Perhaps no policy could have preserved Sikh independence indefinitely. The question is whether Ranjit Singh's approach maximized what was possible given the constraints he faced. By that measure, he may have achieved as much as anyone could.
Historical context
Anglo-Sikh Relations (1809-1839 CE)
By 1839, British India encompassed almost the entire subcontinent. The Mughal Emperor was a pensioner. The Marathas, Mysore, Hyderabad, all had submitted. Only the Sikh Empire maintained genuine independence. The Company's expansion seemed inevitable, making Ranjit Singh's diplomatic achievement all the more remarkable.
Living traditions
The Sikh-British relationship remains a complex legacy. On one hand, the eventual British conquest and annexation of Punjab is remembered as a defeat. On the other, the Anglo-Sikh Wars are celebrated for Sikh martial valor, the British called them the 'lions of Punjab' and later recruited Sikhs heavily into the British Indian Army.
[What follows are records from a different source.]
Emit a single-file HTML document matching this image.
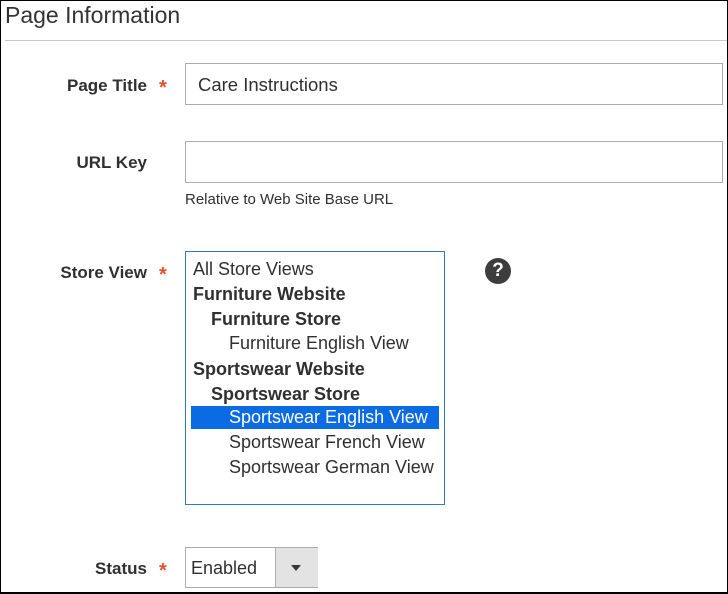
<!DOCTYPE html>
<html><head><style>
body{margin:0;width:728px;height:594px;overflow:hidden;font-family:"Liberation Sans",sans-serif;color:#303030;background:#fff;position:relative;}
.frame{position:absolute;left:0;top:0;width:726px;height:591px;border:1px solid #000;border-bottom-width:2px;}
.a{position:absolute;white-space:nowrap;}
.lbl{font-size:17px;font-weight:bold;text-align:right;width:147px;left:0;color:#303030;}
.star{color:#e0522b;font-size:20px;font-weight:bold;left:159px;}
.inp{border:1px solid #adadad;background:#fff;box-sizing:border-box;}
.opt{font-size:18px;left:193px;}
</style></head><body>
<div class="a" style="left:5px;top:2px;font-size:23px;color:#333;">Page Information</div>
<div class="a" style="left:5px;top:40px;width:723px;height:1px;background:#c8c8c8;"></div>

<div class="a lbl" style="top:76px;">Page Title</div>
<div class="a star" style="top:77px;">*</div>
<div class="a inp" style="left:185px;top:63px;width:538px;height:42px;"></div>
<div class="a" style="left:198px;top:74px;font-size:18.5px;">Care Instructions</div>

<div class="a lbl" style="top:153px;">URL Key</div>
<div class="a inp" style="left:185px;top:141px;width:538px;height:42px;"></div>
<div class="a" style="left:185px;top:191px;font-size:15px;">Relative to Web Site Base URL</div>

<div class="a lbl" style="top:263px;">Store View</div>
<div class="a star" style="top:264px;">*</div>
<div class="a" style="left:185px;top:251px;width:258px;height:252px;border:1px solid #2e78c2;"></div>
<div class="a" style="left:191px;top:406px;width:248px;height:23px;background:#0a6be3;"></div>
<div class="a opt" style="top:259px;">All Store Views</div>
<div class="a opt" style="top:284px;font-weight:bold;">Furniture Website</div>
<div class="a opt" style="top:309px;left:211px;font-weight:bold;">Furniture Store</div>
<div class="a opt" style="top:333px;left:229px;">Furniture English View</div>
<div class="a opt" style="top:359px;font-weight:bold;">Sportswear Website</div>
<div class="a opt" style="top:384px;left:211px;font-weight:bold;">Sportswear Store</div>
<div class="a opt" style="top:407px;left:229px;color:#fff;">Sportswear English View</div>
<div class="a opt" style="top:432px;left:229px;">Sportswear French View</div>
<div class="a opt" style="top:457px;left:229px;">Sportswear German View</div>
<div class="a" style="left:485px;top:258px;width:26px;height:26px;border-radius:50%;background:#3d3d3d;color:#fff;font-weight:bold;font-size:19px;text-align:center;line-height:26px;">?</div>

<div class="a lbl" style="top:559px;">Status</div>
<div class="a star" style="top:560px;">*</div>
<div class="a inp" style="left:185px;top:547px;width:133px;height:41px;"></div>
<div class="a" style="left:275px;top:548px;width:42px;height:39px;background:#e3e3e3;border-left:1px solid #adadad;"></div>
<div class="a" style="left:291px;top:565px;width:0;height:0;border-left:5px solid transparent;border-right:5px solid transparent;border-top:6px solid #41362f;"></div>
<div class="a" style="left:191px;top:558px;font-size:18px;">Enabled</div>
<div class="frame"></div>
</body></html>
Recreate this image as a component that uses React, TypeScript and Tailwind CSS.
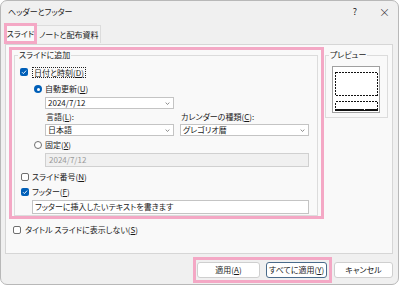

The Sikh Regiment's traditions draw on both Ranjit Singh's Khalsa and British military heritage.
- Ferozeshah Battlefield: Site of the fiercest battle of the First Anglo-Sikh War (December 1845), where the Khalsa Army nearly defeated the British. A war memorial marks the site.
- Rupnagar (Ropar): Site of the 1831 meeting between Ranjit Singh and Lord Bentinck. While no specific monument marks the meeting site, the city's historical association with this diplomatic high point is recognized.
Reflection
- Have you ever had to negotiate with someone more powerful than you? What strategies did you use to protect your interests while maintaining the relationship?
- Was Ranjit Singh's accommodation with the British a wise strategy or a form of slow surrender? Could a different approach have preserved Sikh independence longer?
- Is it possible to maintain genuine independence while constantly accommodating a more powerful neighbor? Or does accommodation inevitably become dependency?